Task requirements: Scan the records for the word "with". Copy each line that includes it.

---------- Listed records

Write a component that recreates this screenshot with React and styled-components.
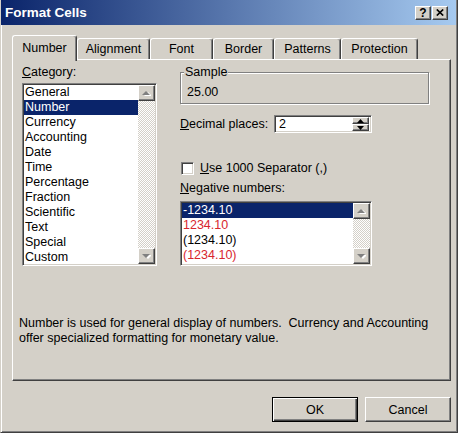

--------------------
---------- Listed records

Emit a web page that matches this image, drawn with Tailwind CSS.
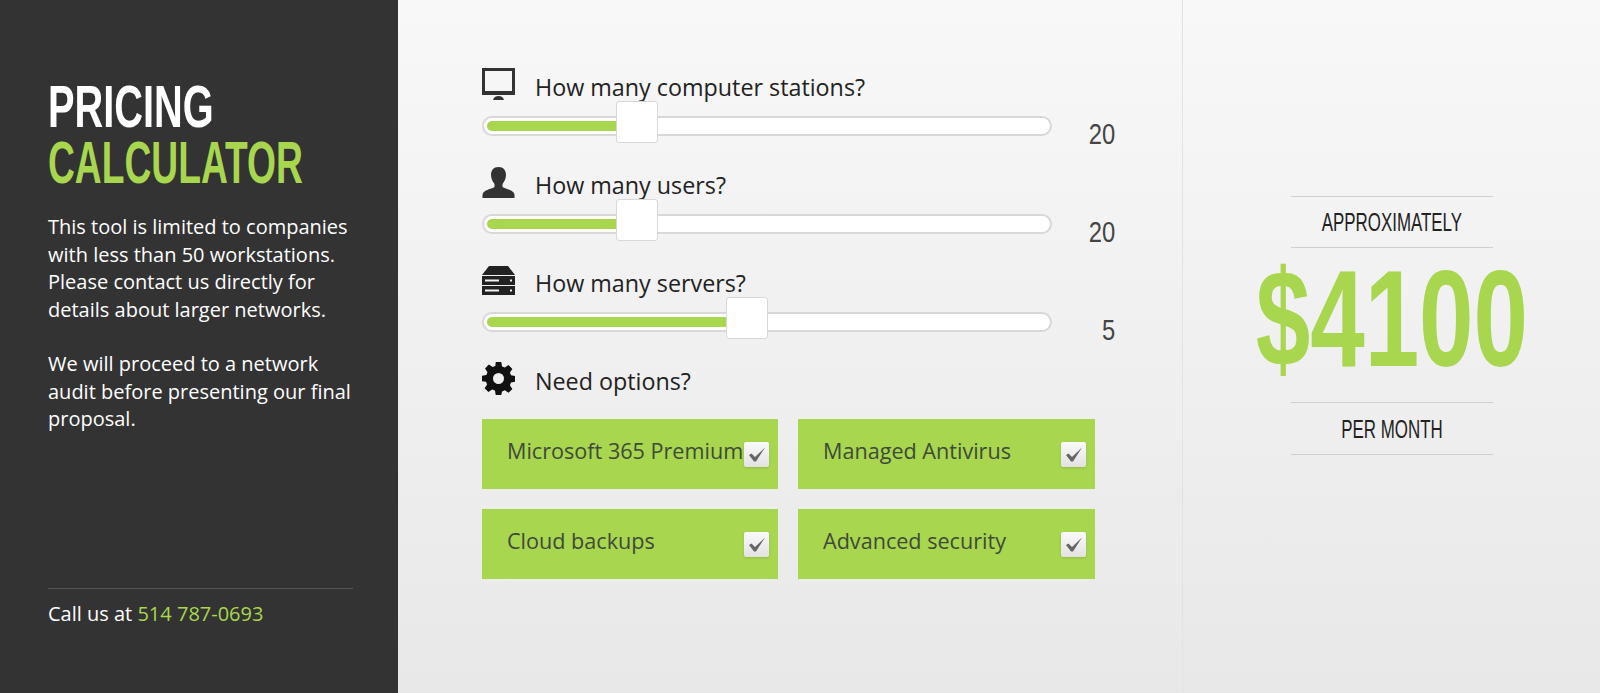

--------------------
---------- Listed records

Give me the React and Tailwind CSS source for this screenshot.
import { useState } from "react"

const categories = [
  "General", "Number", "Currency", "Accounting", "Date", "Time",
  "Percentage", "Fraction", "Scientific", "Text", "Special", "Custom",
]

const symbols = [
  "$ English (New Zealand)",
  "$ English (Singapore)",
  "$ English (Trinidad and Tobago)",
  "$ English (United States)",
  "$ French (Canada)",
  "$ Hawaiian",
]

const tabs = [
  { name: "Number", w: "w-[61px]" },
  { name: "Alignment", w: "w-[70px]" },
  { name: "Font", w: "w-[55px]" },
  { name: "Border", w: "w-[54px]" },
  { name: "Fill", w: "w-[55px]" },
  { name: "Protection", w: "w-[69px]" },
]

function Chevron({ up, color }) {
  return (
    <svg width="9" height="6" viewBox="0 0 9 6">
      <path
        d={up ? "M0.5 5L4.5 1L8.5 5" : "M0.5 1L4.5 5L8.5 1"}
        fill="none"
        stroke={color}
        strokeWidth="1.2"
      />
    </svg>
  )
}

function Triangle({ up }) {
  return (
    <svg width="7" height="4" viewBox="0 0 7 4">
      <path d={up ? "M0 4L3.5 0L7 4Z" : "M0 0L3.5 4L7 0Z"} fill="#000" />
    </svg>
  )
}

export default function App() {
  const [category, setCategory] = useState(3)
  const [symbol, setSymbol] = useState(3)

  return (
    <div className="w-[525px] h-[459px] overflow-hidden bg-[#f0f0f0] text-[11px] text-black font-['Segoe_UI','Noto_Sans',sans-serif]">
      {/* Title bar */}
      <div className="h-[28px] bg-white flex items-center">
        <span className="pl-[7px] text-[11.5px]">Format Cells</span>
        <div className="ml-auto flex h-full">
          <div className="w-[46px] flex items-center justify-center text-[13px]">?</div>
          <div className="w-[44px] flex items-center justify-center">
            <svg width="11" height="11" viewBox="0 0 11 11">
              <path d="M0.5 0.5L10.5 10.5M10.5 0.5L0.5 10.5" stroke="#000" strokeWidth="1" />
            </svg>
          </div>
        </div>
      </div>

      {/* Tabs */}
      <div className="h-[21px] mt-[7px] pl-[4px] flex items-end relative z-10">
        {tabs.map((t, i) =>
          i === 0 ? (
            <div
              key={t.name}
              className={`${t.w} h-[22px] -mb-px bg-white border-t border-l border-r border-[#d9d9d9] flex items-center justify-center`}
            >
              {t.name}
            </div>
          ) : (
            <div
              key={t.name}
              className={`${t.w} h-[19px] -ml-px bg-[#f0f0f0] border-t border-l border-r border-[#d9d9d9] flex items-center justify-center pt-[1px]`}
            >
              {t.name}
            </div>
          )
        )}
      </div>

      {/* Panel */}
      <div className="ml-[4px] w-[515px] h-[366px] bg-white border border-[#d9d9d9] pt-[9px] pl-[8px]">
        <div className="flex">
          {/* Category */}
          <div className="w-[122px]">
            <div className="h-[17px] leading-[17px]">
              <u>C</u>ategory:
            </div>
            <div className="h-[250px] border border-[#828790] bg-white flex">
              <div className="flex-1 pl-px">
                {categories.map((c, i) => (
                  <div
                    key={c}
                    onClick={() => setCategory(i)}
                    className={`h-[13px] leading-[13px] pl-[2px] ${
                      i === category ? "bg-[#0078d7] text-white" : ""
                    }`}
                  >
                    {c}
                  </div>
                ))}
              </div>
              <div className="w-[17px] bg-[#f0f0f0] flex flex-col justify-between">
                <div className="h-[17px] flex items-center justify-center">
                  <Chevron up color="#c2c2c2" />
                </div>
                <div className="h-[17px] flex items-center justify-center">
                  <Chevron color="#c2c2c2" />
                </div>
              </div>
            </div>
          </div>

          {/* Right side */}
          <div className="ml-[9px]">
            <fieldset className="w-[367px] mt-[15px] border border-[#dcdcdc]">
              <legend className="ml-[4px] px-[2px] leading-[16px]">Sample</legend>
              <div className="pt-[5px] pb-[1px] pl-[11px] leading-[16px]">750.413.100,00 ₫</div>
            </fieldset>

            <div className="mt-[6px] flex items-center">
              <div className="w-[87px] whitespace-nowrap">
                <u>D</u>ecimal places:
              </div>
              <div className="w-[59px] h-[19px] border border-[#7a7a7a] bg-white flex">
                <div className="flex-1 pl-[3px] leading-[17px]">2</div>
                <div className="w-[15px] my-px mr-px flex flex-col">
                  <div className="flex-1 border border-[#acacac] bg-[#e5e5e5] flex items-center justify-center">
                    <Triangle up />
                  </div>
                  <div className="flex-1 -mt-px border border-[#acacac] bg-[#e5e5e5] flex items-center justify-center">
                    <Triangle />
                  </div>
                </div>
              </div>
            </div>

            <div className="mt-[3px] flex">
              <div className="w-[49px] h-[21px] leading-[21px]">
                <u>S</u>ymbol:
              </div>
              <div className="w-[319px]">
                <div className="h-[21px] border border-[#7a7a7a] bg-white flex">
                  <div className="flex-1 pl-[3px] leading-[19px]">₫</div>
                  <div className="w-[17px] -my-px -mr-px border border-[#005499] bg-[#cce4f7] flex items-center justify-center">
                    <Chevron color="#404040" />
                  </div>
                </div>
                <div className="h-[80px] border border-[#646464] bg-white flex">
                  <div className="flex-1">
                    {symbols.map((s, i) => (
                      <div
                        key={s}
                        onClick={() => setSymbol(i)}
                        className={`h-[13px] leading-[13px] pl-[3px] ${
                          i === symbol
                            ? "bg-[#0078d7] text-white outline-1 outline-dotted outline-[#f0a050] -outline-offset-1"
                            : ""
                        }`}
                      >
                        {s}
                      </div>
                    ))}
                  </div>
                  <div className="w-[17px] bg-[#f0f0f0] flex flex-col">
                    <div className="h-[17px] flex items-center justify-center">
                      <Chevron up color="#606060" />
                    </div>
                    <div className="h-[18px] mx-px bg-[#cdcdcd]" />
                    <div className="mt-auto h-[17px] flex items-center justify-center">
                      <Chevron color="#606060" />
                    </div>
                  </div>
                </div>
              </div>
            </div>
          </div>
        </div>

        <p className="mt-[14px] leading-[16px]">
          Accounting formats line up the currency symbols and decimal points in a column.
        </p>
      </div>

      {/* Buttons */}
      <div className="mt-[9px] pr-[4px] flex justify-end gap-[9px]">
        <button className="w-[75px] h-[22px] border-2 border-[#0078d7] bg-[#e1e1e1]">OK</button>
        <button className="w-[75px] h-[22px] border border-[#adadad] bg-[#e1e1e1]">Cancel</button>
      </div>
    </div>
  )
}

--------------------

Exercise answer:
Write a component that recreates this screenshot with React and styled-components.
Emit a web page that matches this image, drawn with Tailwind CSS.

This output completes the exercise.